Direct numerical simulation of the fully developed turbulent boundary layer

The term `fully developed' is commonly applied to channel and pipe flows that are statistically stationary in time and no longer exhibit streamwise development. Following the temporal turbulent boundary layer simulation of Kozul, Chung \& Monty (\textit{J. Fluid Mech.}, vol. 796, 2016, pp. 437-472) where streamwise development was removed with periodic boundary conditions, we now remove the remaining development in time, giving a turbulent boundary layer that is `fully developed' at finite Reynolds numbers. This is achieved by rescaling in the wall-normal direction and assuming arrested boundary-layer growth, motivated by a large-eddy turnover time estimated to be much shorter than the growth time scale of the boundary-layer.
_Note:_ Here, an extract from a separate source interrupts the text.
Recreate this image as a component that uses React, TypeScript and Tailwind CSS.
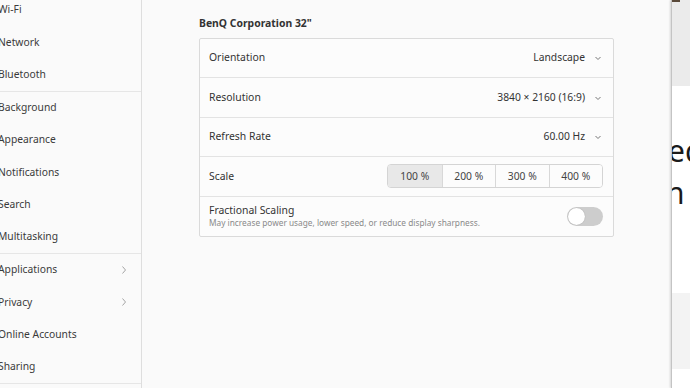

Analysis of outer-layer similarity shows that this setup, with only one additional computational term, gives a dominant balance equivalent to the high-Reynolds number asymptotics for both the spatially and temporally developing turbulent boundary layers. Our idealised, but non-physical simulation thus allows us to enforce the infinite Reynolds number dominant balance assumptions commonly made at finite Reynolds numbers. This simple setup could be used to generate inflow conditions for spatial simulations, or as a test case for model development and analysis.